The letter which brought about the retaining of investigators was received several weeks ago, and demanding that a deed be made out transferring 300 acres of land owned by the recipients to Mrs. Jim Hanson, and making the further modest request that $6,000 be left in a certain named place, on or before June 8. The alternative to delivery of the deed and money, as names in the letter, was death, which the means was not exactly portrayed, it was promised would be a nasty and unpleasant variety. Mrs. Hanson, wife of another wealthy farmer, denies all knowledge of the letters.

Consulted Authorities

Instead of complying with the demand letter, or ignoring it entirely, the Langenberg’s, in spite of admonition in the “Black Hand” note to consult the authorities, took the matter up with the county authorities, and also, it is understood with the post office department.

At the advice of County Attorney John C. Robinson, the Pinkerton detectives agency was retained to run the writer of the letter to earth if possible, and accordingly two operatives were sent here to go into the matter, who have been busily engaged in piecing the different threads of the story together, ever since.

Hand Writing Samples

One of the detectives, posing as a lawyer from a distant city, investigating the title to certain lands in the neighborhood of Clear Lake, called on a party suspected of having had something to do with the letter writing, and on presence of getting information regarding persons who might have knowledge of the supposed case he was working on, got the suspect to write down some names, and other words, appearing in the letter received by Langenberg.
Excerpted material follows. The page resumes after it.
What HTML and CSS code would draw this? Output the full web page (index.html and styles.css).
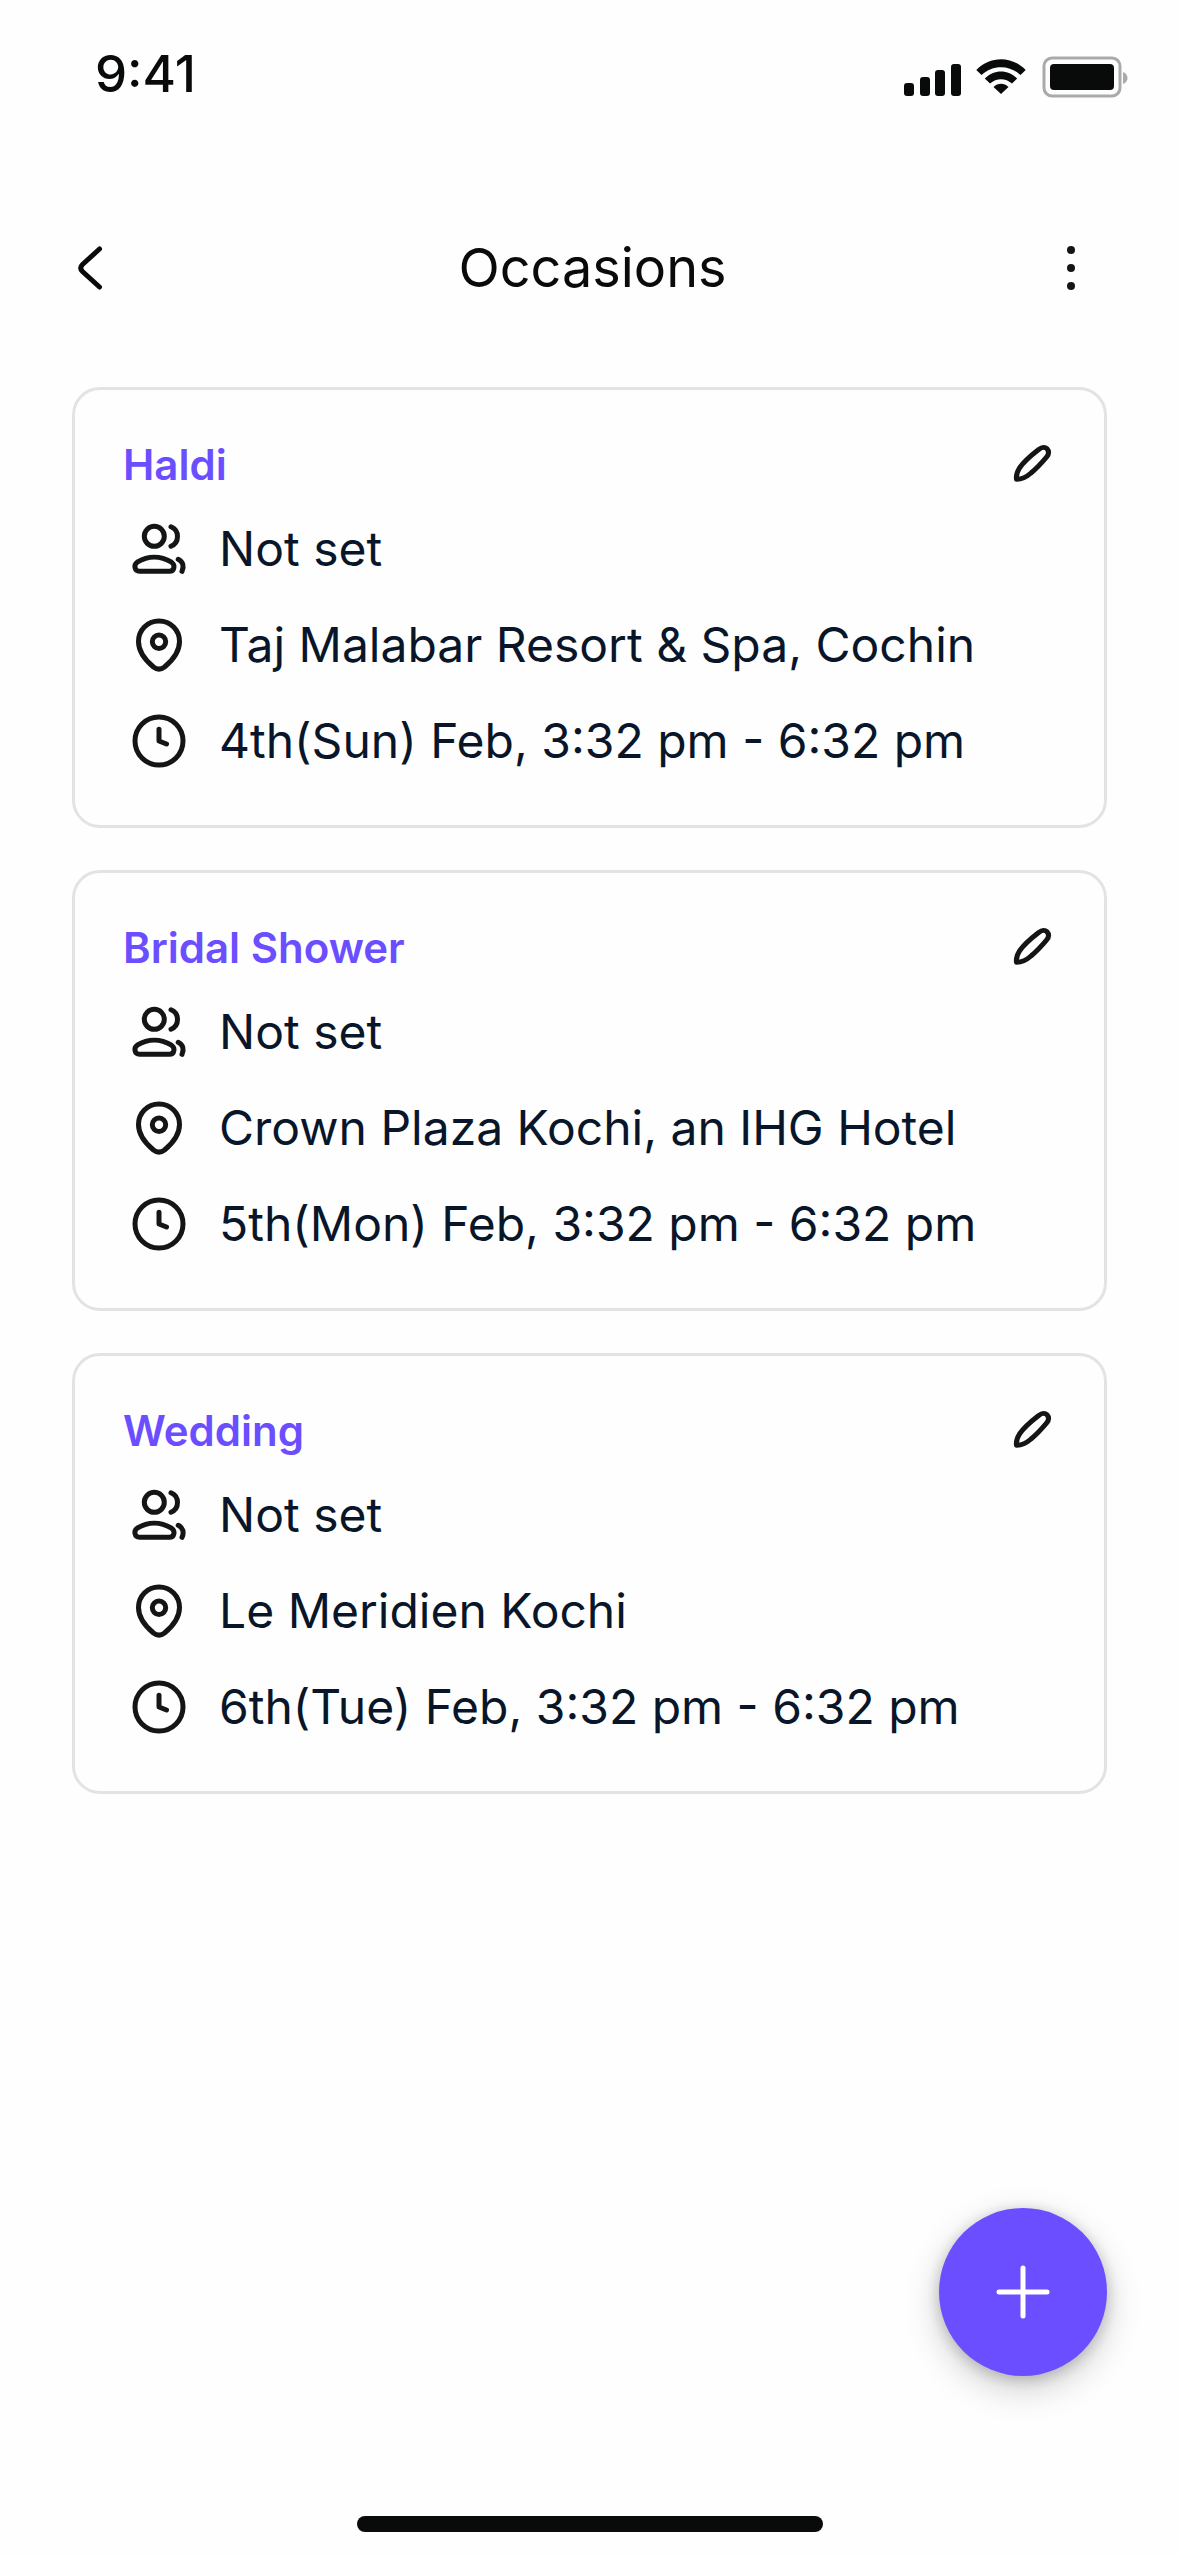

These samples are said to tally exactly with the hand writing in the letter.

Confronted With Proof

The person under suspicion was later confronted with such proof as the detectives had been able to obtain, and who denying strenuously any connection with the letter writing, is asserted to have offered to pay the costs of the investigation, etc., rather than have the matter turned over to the federal authorities with a request for prosecution.

The other detective, while not known here as such, worked somewhat in the open, appearing in public as a relative of the Langenberg’s from Chicago, who was visiting them.

Expect Bitter Trouble

Local authorities are inclined to look for bitter trouble over the affair before it is entirely closed up, for the suspect to trap whom the detectives worked is of a wealthy family, and relatives, considerably wrought up over the accusations, promises a counter suit for damages.
Since the matter was turned over to the Pinkerton's, local officers have had little connection with it, except that a Mason City officer accompanied the Pinkerton agent when he confronted the suspect with the evidence at hand.